Even in states where the substance’s use is legal, state rulings could change anytime, which could possibly lead to the closure of many cannabusinesses. If that were to happen, traditional lenders wouldn’t be able to collect their owed repayments.
Furthermore, banks providing loans to cannabusinesses that have been found to break state laws could not only face negative public backlash, but could face trial along with the business.
Given the complexity of the situation, the risk-averse banks and other alternative lenders avoid lending to these types of businesses altogether. This makes it harder for cannabis business owners to find a lender willing to work with them despite the risk.
For financing institutions that want to serve marijuana businesses in states where it’s legal, they’ll have to work around the law to ensure compliance so they’re not legally liable should something happen. Some lenders may find this too risky and dangerous, which is why many will avoid funding cannabis businesses altogether.
Why Is It Harder for Cannabusinesses to Obtain Funding from Traditional Lenders?
Now that you have an idea of how cannabis equipment financing works, you might be wondering about the steps involved in its application. We’ve gone ahead and done the research for you.
Here are five steps you can follow:
1. Get a quote for the equipment
One of the requirements for equipment financing is a quote from the equipment dealership or supplier. It should have the equipment’s specifications like brand, model, year, and total price written on it. The lenders will use this as the basis of the credit amount they would extend to you.
2. Find a lender
When applying for cannabis equipment financing, shop for offers from multiple alternative lenders. While it can be tempting to go with the first lender you talk to, this could limit you from getting the best possible deal.
It’s worth noting that every lender will have different eligibility criteria. Some might offer acceptable loan terms even if you have a less than ideal credit and financial background. Others may compensate for the risk by charging a higher rate.
This is why it’s always wise to ask for financing quotes from different lenders and compare them before fully committing. Review the terms, specifically the loan amount, rates, and repayment period, and structure. This will help you assess which loan would be the most affordable based on your business’s current situation.
3. Gather the needed documents and submit
Alternative lenders aren’t typically as document-extensive as traditional lenders. Most of the time, they will only ask for the most critical documents. This could include the following:
- Driver’s license
- Voided business checks
- Balance sheets
- Business license
- Cannabis grower license
- Personal and business bank statements
- Equipment quote
Online lenders usually only ask the cannabis business owners to fill out an online application and sync their accounting software to the lender’s system so they can assess the business’ eligibility.
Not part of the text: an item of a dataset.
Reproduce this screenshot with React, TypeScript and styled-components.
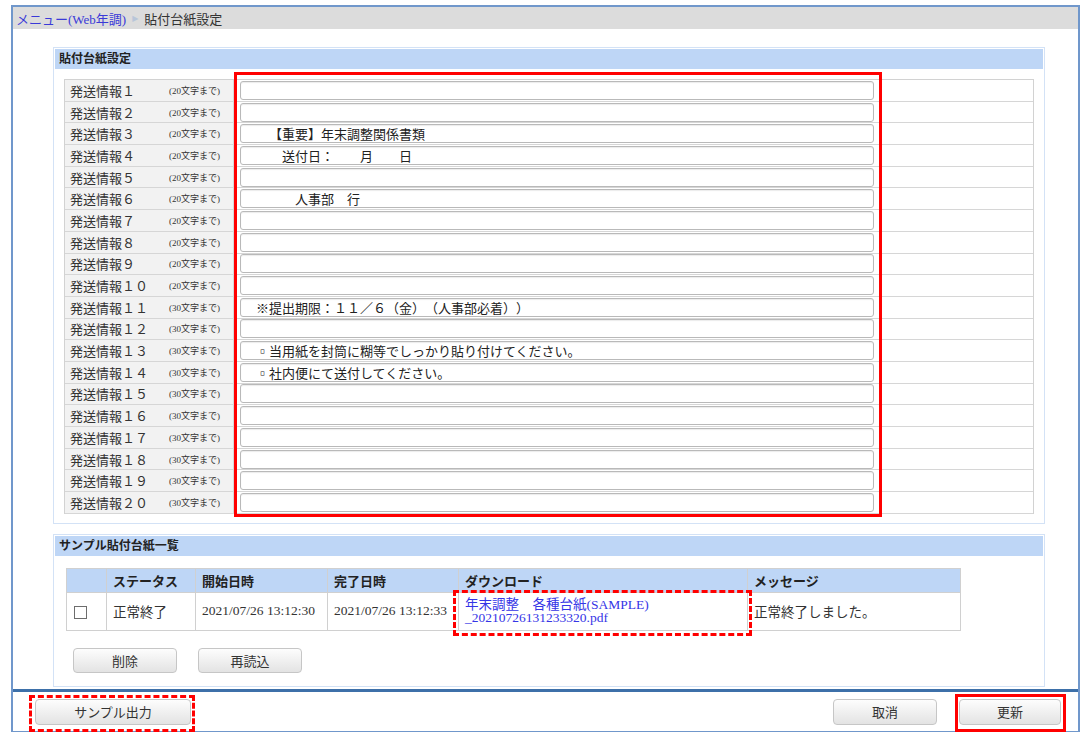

If you’re not sure what documents to secure, give the lenders a call. They can give you a list of the documents you’ll need to submit, along with the instructions on how you can apply for their cannabis equipment financing.
4. Pass the initial interview
After the lenders assess your qualifications, they may ask you to visit their branch personally for an interview. In most cases, the lenders will only ask basic questions, including:
- How much you need
- Why you need the equipment
- How the equipment will impact your revenues or business as a whole
- How you plan to repay the financing
When answering the questions, be honest and transparent. If the lender finds inconsistencies with your answers, it could hurt your chances of approval.
5. Review and sign the equipment loan agreement
After submitting the documents and application form, the only thing left to do is wait for the lender’s decision. Alternative lenders usually have a faster turnaround time compared to banks. Online lenders, for one, can offer approval as fast as 24 hours after the application has been submitted.
Once you’re approved, the lenders will send a loan agreement form outlining the financing terms. Don’t just skim through the agreement. Remember that once you affix your signature to it, it will be binding. Review the loan agreement, including the terms, loan amount, ownership, as well as any fees involved, and make sure it matches what you and the lender agreed to during your initial conversation. If you notice some inconsistencies, contact the lender immediately to clarify and resolve them. If you can, have a business attorney help you review it.
The Bottom Line
Cannabis businesses require several specialized equipment for their business to operate smoothly. Unfortunately, considering how risky the industry is, many lenders might not be willing to extend credit to them.
At present, only alternative lenders are willing to offer cannabis equipment financing to cannabis producers. Though they offer higher rates than traditional lenders, businesses could still find a lender that offers the best terms.
When looking for a lender, be sure to check out their ‘restricted industries’ list. As mentioned, many lenders may avoid working with cannabis businesses because of the risk. Make sure you know whether a lender is willing to work with you before you put in the work to submit your application.